Brianne Miller is a champion of reuse and sustainability. Her career as a marine biologist observing reefs and shores polluted by plastic waste inspired her to open a grocery store in Vancouver that encourages shoppers to buy everything package-free, from beet and artichoke pierogis to vegan waffles. Customers are encouraged to bring their own containers or buy reusable ones at the store.
After a trial run with a pop-up shop, she and co-owner Alison Carr found a perfect location in a modern building on East Broadway that had the floor space they needed for a store named Nada. Outfitting the store became an effort to come as close to zero waste as possible, to live up to their shopping philosophy.
“People walk into our space, and they think it’s a beautiful new store, but actually the vast majority of fixtures in there are all second-hand. A little bit of paint and TLC goes a long way,” says Ms. Miller.

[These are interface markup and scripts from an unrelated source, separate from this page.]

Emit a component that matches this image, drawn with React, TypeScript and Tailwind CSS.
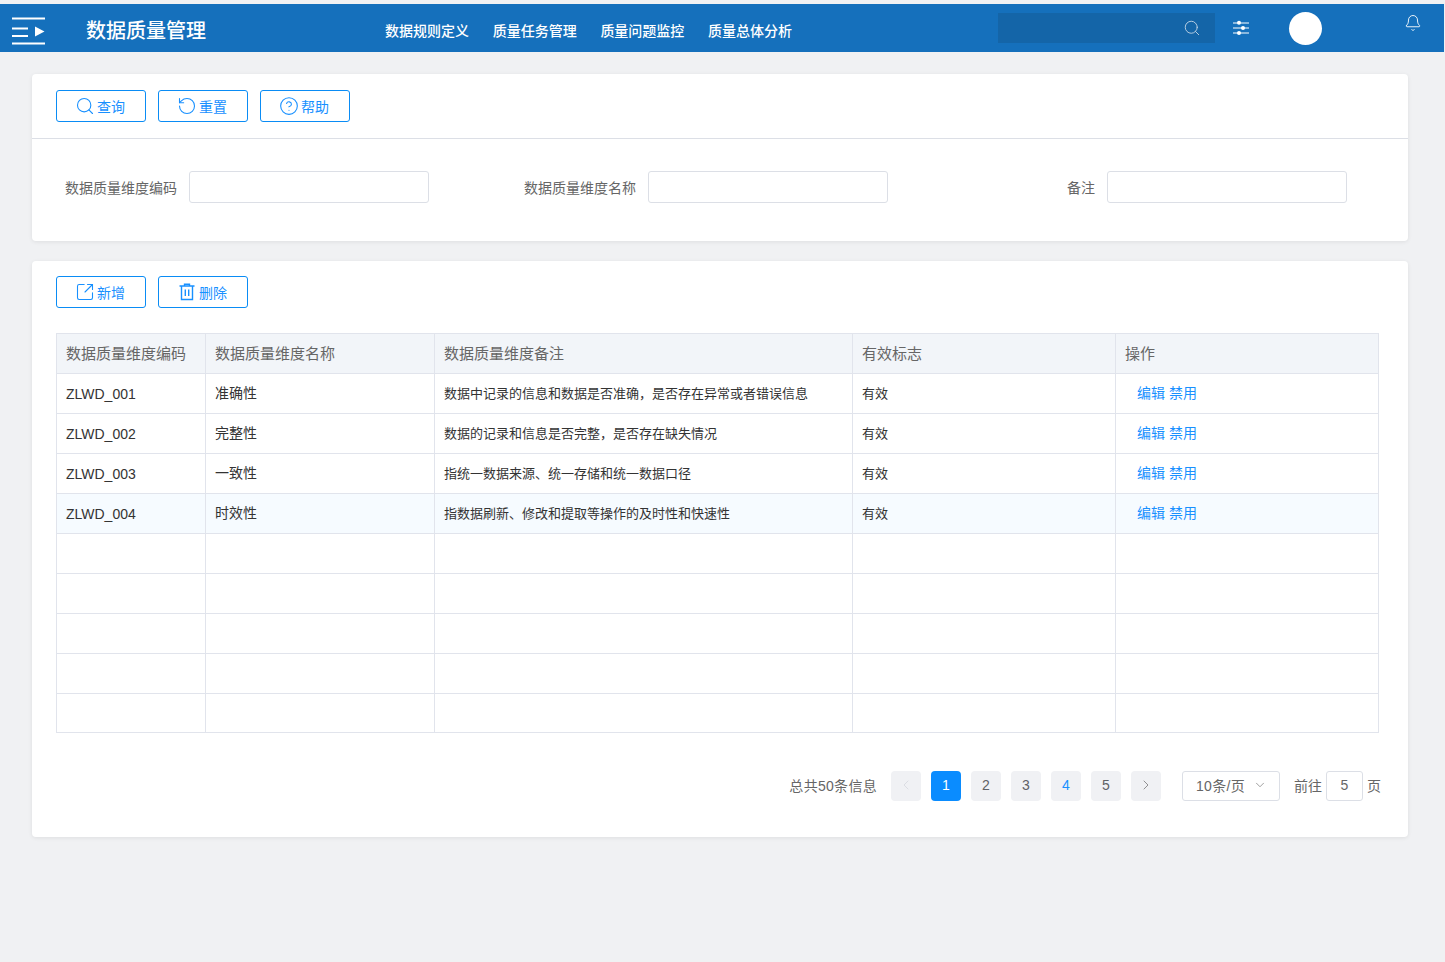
import { Bell, ChevronDown, ChevronLeft, ChevronRight, CircleHelp, RotateCcw, Search, SquareArrowOutUpRight } from "lucide-react";

const font = "font-['Liberation_Sans','Noto_Sans_CJK_SC',sans-serif]";

const navItems = ["数据规则定义", "质量任务管理", "质量问题监控", "质量总体分析"];

const rows = [
  ["ZLWD_001", "准确性", "数据中记录的信息和数据是否准确，是否存在异常或者错误信息", "有效"],
  ["ZLWD_002", "完整性", "数据的记录和信息是否完整，是否存在缺失情况", "有效"],
  ["ZLWD_003", "一致性", "指统一数据来源、统一存储和统一数据口径", "有效"],
  ["ZLWD_004", "时效性", "指数据刷新、修改和提取等操作的及时性和快速性", "有效"],
];

function OutlineButton({ icon, label }: { icon: React.ReactNode; label: string }) {
  return (
    <button className="flex h-8 w-[90px] items-center gap-[2px] rounded-[3px] border border-[#0a8cf5] bg-white pl-[18px] text-sm text-[#1890ff]">
      {icon}
      <span className="pt-px">{label}</span>
    </button>
  );
}

function TrashIcon() {
  return (
    <svg className="h-5 w-5" viewBox="0 0 20 20" fill="none" stroke="currentColor" strokeWidth="1.4">
      <path d="M2.5 4h15M7.5 4V2.2h5V4M4.5 4v13.5h11V4M8.3 7.5v6.5M11.7 7.5v6.5" />
    </svg>
  );
}

function Field({ label, labelWidth, className }: { label: string; labelWidth: string; className?: string }) {
  return (
    <div className={`flex items-center ${className ?? ""}`}>
      <span className={`${labelWidth} pt-px text-right text-sm text-[#666]`}>{label}</span>
      <div className="ml-3 h-8 w-60 rounded-[3px] border border-[#dcdfe6] bg-white" />
    </div>
  );
}

function PageBox({ children, className }: { children: React.ReactNode; className?: string }) {
  return (
    <div className={`flex h-[30px] w-[30px] items-center justify-center rounded-sm pb-[3px] text-sm font-medium ${className ?? "bg-[#f0f1f4] text-[#606266]"}`}>
      {children}
    </div>
  );
}

function Row({ cells, highlight, header }: { cells?: string[]; highlight?: boolean; header?: boolean }) {
  const bg = header ? "bg-[#f2f5f9]" : highlight ? "bg-[#f6fbff]" : "bg-white";
  const widths = ["w-[149px]", "w-[229px]", "w-[418px]", "w-[263px]", "w-[263px]"];
  const last = 4;

  const cellText = (i: number) => {
    if (header) return "pt-px text-[15px] text-[#666]";
    if (i === 0) return "pt-px text-sm text-[#333]";
    if (i === 1) return "pb-px text-sm text-[#333]";
    return "text-[13px] text-[#333]";
  };

  return (
    <div className={`flex h-10 border-b border-[#e1e4ec] last:h-[39px] ${bg}`}>
      {widths.map((w, i) => (
        <div
          key={w + i}
          className={`${w} flex shrink-0 items-center px-[9px] ${i < last ? "border-r border-[#e1e4ec]" : ""} ${cellText(i)}`}
        >
          {cells?.[i]}
          {!header && cells && i === last && (
            <span className="mb-px ml-3 flex gap-1 text-sm text-[#1890ff]">
              <span>编辑</span>
              <span>禁用</span>
            </span>
          )}
        </div>
      ))}
    </div>
  );
}

export default function App() {
  return (
    <div className={`${font} h-[962px] w-[1445px] overflow-hidden bg-[#f0f1f3] pt-1`}>
      {/* top bar */}
      <header className="flex h-12 w-[1444px] items-center bg-[#1570bc] text-white">
        <svg className="ml-3 mt-[5px] h-[28px] w-[34px] shrink-0" viewBox="0 0 34 28" fill="#fff">
          <rect x="0" y="0.5" width="33" height="2" />
          <rect x="0" y="10.5" width="16" height="2" />
          <rect x="0" y="18" width="16" height="2" />
          <rect x="0" y="25.5" width="33" height="2" />
          <path d="M23 9.5 L32.5 14.5 L23 19.5 Z" />
        </svg>
        <div className="ml-[40px] w-[299px] shrink-0 pt-[6px] text-xl font-medium">数据质量管理</div>
        <nav className="flex gap-[23.7px] pt-[6px] text-sm font-medium">
          {navItems.map((item) => (
            <span key={item}>{item}</span>
          ))}
        </nav>
        <div className="ml-[206.4px] flex h-[30px] w-[217px] shrink-0 items-center justify-end bg-[#1465a8] pr-[14px]">
          <Search className="h-[18px] w-[18px] text-[#c4d6e6]" strokeWidth={1.2} />
        </div>
        <svg className="ml-[18px] h-4 w-4 shrink-0" viewBox="0 0 16 16" fill="#fff" stroke="#fff" strokeWidth="1">
          <path d="M0 3h16M0 8h16M0 13h16" />
          <circle cx="6" cy="2.8" r="2" stroke="none" />
          <circle cx="10" cy="8" r="2" stroke="none" />
          <circle cx="6" cy="13" r="2" stroke="none" />
        </svg>
        <div className="ml-10 h-[33px] w-[33px] shrink-0 rounded-full bg-white" />
        <Bell className="mb-[10px] ml-[82px] h-[18px] w-[18px] shrink-0" strokeWidth={1.2} />
      </header>

      <main className="ml-8 mt-[22px] flex w-[1376px] flex-col gap-5">
        {/* search card */}
        <section className="h-[167px] rounded-[4px] bg-white shadow-[0_1px_4px_rgba(0,0,0,0.08)]">
          <div className="flex h-[65px] gap-3 border-b border-[#dcdfe6] px-6 pt-4">
            <OutlineButton icon={<Search className="h-5 w-5" strokeWidth={1.3} />} label="查询" />
            <OutlineButton icon={<RotateCcw className="h-5 w-5" strokeWidth={1.3} />} label="重置" />
            <OutlineButton icon={<CircleHelp className="h-5 w-5" strokeWidth={1.3} />} label="帮助" />
          </div>
          <div className="flex pl-[33px] pt-8">
            <Field label="数据质量维度编码" labelWidth="w-[112px]" />
            <Field label="数据质量维度名称" labelWidth="w-[112px]" className="ml-[95px]" />
            <Field label="备注" labelWidth="w-[112px]" className="ml-[95px]" />
          </div>
        </section>

        {/* table card */}
        <section className="h-[576px] rounded-[4px] bg-white px-6 pt-[15px] shadow-[0_1px_4px_rgba(0,0,0,0.08)]">
          <div className="flex gap-3">
            <OutlineButton icon={<SquareArrowOutUpRight className="h-5 w-5" strokeWidth={1.3} />} label="新增" />
            <OutlineButton icon={<TrashIcon />} label="删除" />
          </div>

          <div className="mt-[25px] w-[1323px] border-l border-r border-t border-[#e1e4ec]">
            <Row header cells={["数据质量维度编码", "数据质量维度名称", "数据质量维度备注", "有效标志", "操作"]} />
            {rows.map((cells, i) => (
              <Row key={cells[0]} cells={cells} highlight={i === 3} />
            ))}
            {[0, 1, 2, 3, 4].map((n) => (
              <Row key={n} />
            ))}
          </div>

          <div className="mr-[3px] mt-[38px] flex w-[1323px] items-center justify-end text-sm text-[#666]">
            <span className="mr-[14px] tracking-[0.3px]">总共50条信息</span>
            <div className="flex gap-[10px]">
              <PageBox>
                <ChevronLeft className="h-4 w-4 text-[#d5d8de]" strokeWidth={1.2} />
              </PageBox>
              <PageBox className="bg-[#0a8cff] text-white">1</PageBox>
              <PageBox>2</PageBox>
              <PageBox>3</PageBox>
              <PageBox className="bg-[#f0f1f4] text-[#1890ff]">4</PageBox>
              <PageBox>5</PageBox>
              <PageBox>
                <ChevronRight className="h-4 w-4 text-[#777]" strokeWidth={1.2} />
              </PageBox>
            </div>
            <div className="ml-[21px] flex h-[30px] w-[98px] items-center justify-between rounded-[3px] border border-[#dcdfe6] pl-[13px] pr-[12px]">
              <span className="tracking-[0.3px]">10条/页</span>
              <ChevronDown className="mb-[2px] h-[14px] w-[14px] text-[#777]" strokeWidth={1.2} />
            </div>
            <span className="ml-[14px]">前往</span>
            <div className="ml-1 flex h-[30px] w-[37px] items-center justify-center rounded-[3px] border border-[#dcdfe6] pb-[2px]">5</div>
            <span className="ml-1 mr-[-2px]">页</span>
          </div>
        </section>
      </main>
    </div>
  );
}
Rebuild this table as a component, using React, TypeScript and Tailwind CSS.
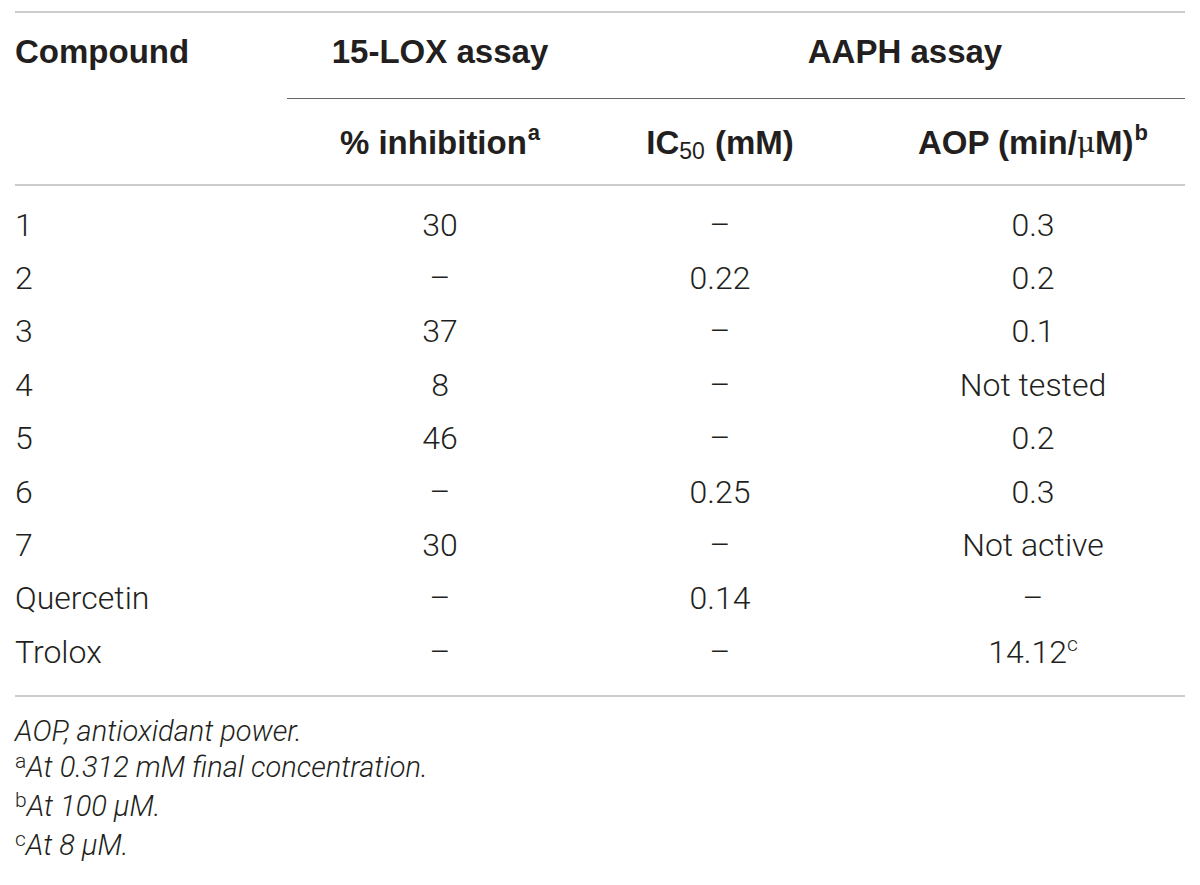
const rows: [string, string, string, React.ReactNode][] = [
  ["1", "30", "–", "0.3"],
  ["2", "–", "0.22", "0.2"],
  ["3", "37", "–", "0.1"],
  ["4", "8", "–", "Not tested"],
  ["5", "46", "–", "0.2"],
  ["6", "–", "0.25", "0.3"],
  ["7", "30", "–", "Not active"],
  ["Quercetin", "–", "0.14", "–"],
  [
    "Trolox",
    "–",
    "–",
    <>
      14.12<span className="text-[21px] font-light relative -top-[12px]">c</span>
    </>,
  ],
];

const head = "font-['Liberation_Sans',Arial,sans-serif] font-bold text-[33px]";

export default function App() {
  return (
    <div className="w-[1200px] h-[885px] bg-white text-[#231f20] font-['Roboto',sans-serif]">
      <div className="pt-[11px] pl-[15px] w-[1185px]">
        {/* header */}
        <div className="border-t-2 border-[#cccccc]">
          <div className="grid grid-cols-[272px_306px_254px_338px] h-[86px]">
            <div className={`${head} flex items-center pb-[8px]`}>Compound</div>
            <div className={`${head} flex items-center justify-center pb-[8px] border-b border-[#666666]`}>
              15-LOX assay
            </div>
            <div className={`${head} col-span-2 flex items-center justify-center pl-[32px] pb-[8px] border-b border-[#666666]`}>
              AAPH assay
            </div>
          </div>
          <div className="grid grid-cols-[272px_306px_254px_338px] h-[87px] border-b-2 border-[#cccccc]">
            <div />
            <div className={`${head} flex items-center justify-center pt-[3px]`}>
              % inhibition<span className="text-[22px] relative -top-[11px] ml-[1px]">a</span>
            </div>
            <div className={`${head} flex items-center justify-center pt-[3px]`}>
              IC<span className="text-[23px] font-normal relative top-[8px]">50</span>
              <span className="ml-[10px]">(mM)</span>
            </div>
            <div className={`${head} flex items-center justify-center pl-[34px] pt-[3px]`}>
              AOP (min/<span className="font-normal font-['DejaVu_Serif',serif] text-[28px]">μ</span>M)
              <span className="text-[22px] relative -top-[11px] ml-[1px]">b</span>
            </div>
          </div>
        </div>

        {/* body */}
        <div className="pt-[12px] pb-[16px] border-b-2 border-[#cccccc] font-light text-[32px]">
          {rows.map((r, i) => (
            <div key={i} className="grid grid-cols-[272px_306px_254px_338px] h-[53.4px] items-center">
              <div>{r[0]}</div>
              <div className="text-center">{r[1]}</div>
              <div className="text-center">{r[2]}</div>
              <div className="text-center pl-[34px]">{r[3]}</div>
            </div>
          ))}
        </div>

        {/* notes */}
        <div className="pt-[16px] text-[29px] leading-[36px] font-light">
          <div className="italic">AOP, antioxidant power.</div>
          <div>
            <span className="text-[21px] relative -top-[9px]">a</span>
            <span className="italic">At 0.312 mM final concentration.</span>
          </div>
          <div>
            <span className="text-[21px] relative -top-[9px]">b</span>
            <span className="italic">At 100 μM.</span>
          </div>
          <div>
            <span className="text-[21px] relative -top-[9px]">c</span>
            <span className="italic">At 8 μM.</span>
          </div>
        </div>
      </div>
    </div>
  );
}
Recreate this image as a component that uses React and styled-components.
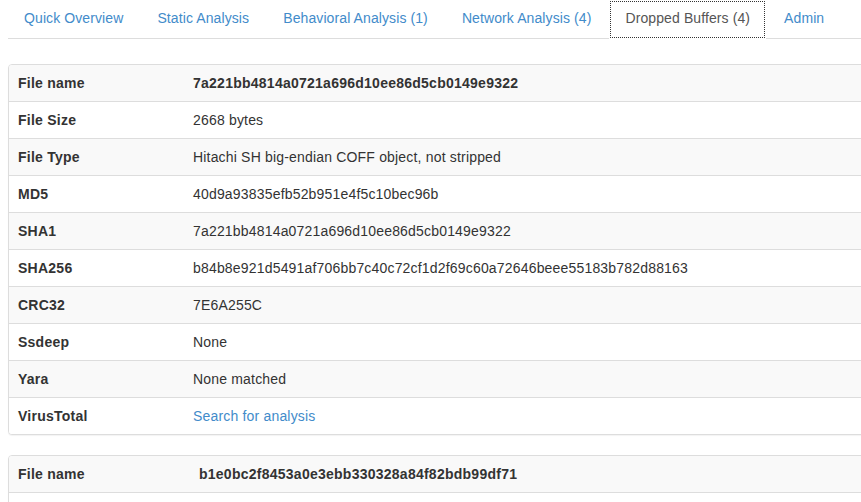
import React from "react";
import styled, { createGlobalStyle } from "styled-components";

const Global = createGlobalStyle`
  html, body { margin: 0; padding: 0; overflow: hidden; background: #fff; }
  body {
    font-family: "Liberation Sans", Arial, Helvetica, sans-serif;
    font-size: 14px;
    line-height: 20px;
    color: #333;
  }
  * { box-sizing: border-box; }
`;

const Page = styled.div`
  width: 1100px;
  padding: 0 8px;
`;

const Tabs = styled.ul`
  display: flex;
  list-style: none;
  margin: 0;
  padding: 0;
  border-bottom: 1px solid #ddd;
`;

const TabItem = styled.li`
  margin-right: 2px;
  margin-bottom: -1px;
`;

const TabLink = styled.a`
  display: block;
  padding: 8px 15px 10px;
  line-height: 20px;
  letter-spacing: 0.1px;
  border: 1px solid transparent;
  border-top: 0;
  text-decoration: none;
  color: ${(p) => (p.$active ? "#555" : "#428bca")};
  background: ${(p) => (p.$active ? "#fff" : "transparent")};
  cursor: pointer;
  ${(p) =>
    p.$active &&
    `
    border-bottom-color: #fff;
    outline: 1px dotted #333;
    outline-offset: -2px;
  `}
`;

const Panel = styled.div`
  margin-top: ${(p) => p.$top || 0}px;
  margin-bottom: 20px;
  border: 1px solid #ddd;
  border-radius: 4px;
  background: #fff;
  box-shadow: 0 1px 1px rgba(0, 0, 0, 0.05);
  overflow: hidden;
`;

const Table = styled.table`
  width: 100%;
  border-collapse: separate;
  border-spacing: 0;
`;

const Row = styled.tr`
  background: ${(p) => (p.$striped ? "#f9f9f9" : "#fff")};
  &:not(:first-child) > * {
    border-top: 1px solid #ddd;
  }
`;

const Label = styled.th`
  width: ${(p) => p.$w}px;
  padding: 8px 8px 8px 9px;
  text-align: left;
  font-weight: bold;
  letter-spacing: 0.25px;
  vertical-align: top;
  white-space: nowrap;
`;

const Value = styled.td`
  padding: 8px;
  vertical-align: top;
  font-weight: ${(p) => (p.$bold ? "bold" : "normal")};
  letter-spacing: ${(p) => (p.$bold ? "0.25px" : "0.18px")};
  white-space: nowrap;
`;

const Link = styled.a`
  color: #428bca;
  text-decoration: none;
`;

const tabs = [
  "Quick Overview",
  "Static Analysis",
  "Behavioral Analysis (1)",
  "Network Analysis (4)",
  "Dropped Buffers (4)",
  "Admin",
];

const first = [
  ["File name", "7a221bb4814a0721a696d10ee86d5cb0149e9322", true],
  ["File Size", "2668 bytes"],
  ["File Type", "Hitachi SH big-endian COFF object, not stripped"],
  ["MD5", "40d9a93835efb52b951e4f5c10bec96b"],
  ["SHA1", "7a221bb4814a0721a696d10ee86d5cb0149e9322"],
  ["SHA256", "b84b8e921d5491af706bb7c40c72cf1d2f69c60a72646beee55183b782d88163"],
  ["CRC32", "7E6A255C"],
  ["Ssdeep", "None"],
  ["Yara", "None matched"],
  ["VirusTotal", "Search for analysis", false, true],
];

const second = [
  ["File name", "b1e0bc2f8453a0e3ebb330328a84f82bdb99df71", true],
  ["File Size", "1424 bytes"],
];

function InfoTable({ rows, labelWidth, top }) {
  return (
    <Panel $top={top}>
      <Table>
        <tbody>
          {rows.map(([k, v, bold, link], i) => (
            <Row key={k} $striped={i % 2 === 0}>
              <Label $w={labelWidth}>{k}</Label>
              <Value $bold={bold}>{link ? <Link>{v}</Link> : v}</Value>
            </Row>
          ))}
        </tbody>
      </Table>
    </Panel>
  );
}

export default function App() {
  return (
    <>
      <Global />
      <Page>
        <Tabs>
          {tabs.map((t) => (
            <TabItem key={t}>
              <TabLink $active={t === "Dropped Buffers (4)"}>{t}</TabLink>
            </TabItem>
          ))}
        </Tabs>
        <InfoTable rows={first} labelWidth={176} top={25} />
        <InfoTable rows={second} labelWidth={182} />
      </Page>
    </>
  );
}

It’s a trend being investigated by other retailers in an era when stores of all sizes are encouraging sustainability and aiming for net-zero energy consumption.
“Purchasing previously owned furniture or fixtures has a positive impact on the environment, says Michelle Wasylyshen, national spokeswoman for the Retail Council of Canada.
“Diverting used furniture from landfill eliminates the need to produce new products, thereby limiting further resource consumption and energy usage – and ultimately reducing greenhouse gas emissions,” she says.
For businesses looking to become green-building certified through programs like LEED, choosing to purchase recycled office furniture or fixtures is a way to earn credits to help them achieve certification, she adds.
“One of the best things we can do for the planet is to make use of items that already exist and not buy things new,” Ms. Miller says. “We were looking at Craigslist, Facebook Marketplace and second-hand auctions for what we could reuse. My dad used to work in retail and supply chain management for Hudson’s Bay and he suggested checking Sears stores that were closing.”
The department stores were selling everything that could be removed – displays, lighting and shelving.
“I wasn’t sure they would have anything in their big box stores that would fit the design of our store,” says Ms. Miller, “but we found many pieces that were the right size, and some could be made to look like new with just a simple coat of paint.”
Leigh Collyer, principal at ZAS Architects + Interiors Inc. in Vancouver, which designed the store interior, says once they arrived at a store, “we were like kids in a candy store.”
“There were all kinds of things we could reuse, and they were selling them dirt cheap. Brianne measured the fixtures, and we picked ones that we could make fit in our layout.”
Cost-saving was a welcome benefit: “In a commercial building you can’t just use residential fixtures. And commercial lighting can be very expensive,” Ms. Collyer says. “The track lights we could reuse would have cost $50 a head new. We got them for $5 each.”
“Diverting used furniture from landfill eliminates the need to produce new products, thereby limiting further resource consumption and energy usage – and ultimately reducing greenhouse gas emissions.
— Michelle Wasylyshen, national spokeswoman for the Retail Council of Canada.
The LED light bulbs, which are separate units, were purchased for 25 cents each. “We bought boxes of extras, so that down the road they can replace anything that burns out, so they won’t have to buy a light bulb maybe ever.”
The store’s checkout counter was built using a frame from a Sears store and wood from bed frames that had been returned to Ikea Canada as part of their Sellback program. “We found a large frame that fit perfectly for under $100; to reclad it in wood and refinish it raised the cost to about $500. But if you were buying new cabinetry and millwork, the unit might have been in the range of $10,000,” she adds.
They were also able to reuse material in Nada’s new design, from the location’s previous life. The 2,500-square-foot space had originally been divided by a wall, with one half of the area being used as a café.
“Normally in removing a wall, the framing and insulation would be demolished and sent to landfill. However, it could be disassembled, and the steel studs of the framing provided enough material to build other internal walls and the insulation was reused for soundproofing. That, in itself, was a significant money-saver,” Ms. Collyer says.
Refinishing the used fixtures was a lot of work, says Ms. Miller, but “we had friends and volunteers who helped.” Shelves, tables and racks formerly used to display clothing at the department store were topped with bins to hold produce. “We could refinish many of the pieces that had wood tops. We had to add new wood on some units because they had been in rough shape, but many pieces were simple to restore, and all the back-of-house metal storage shelving looked brand new when repainted.”
In total, the commercial business owners saved at least $40,000 just on the lighting fixtures alone.
“Overall, I estimate if we had to buy everything new it would have cost an extra $200,000,” says Ms. Miller. “So, it’s a win for us and for the planet.”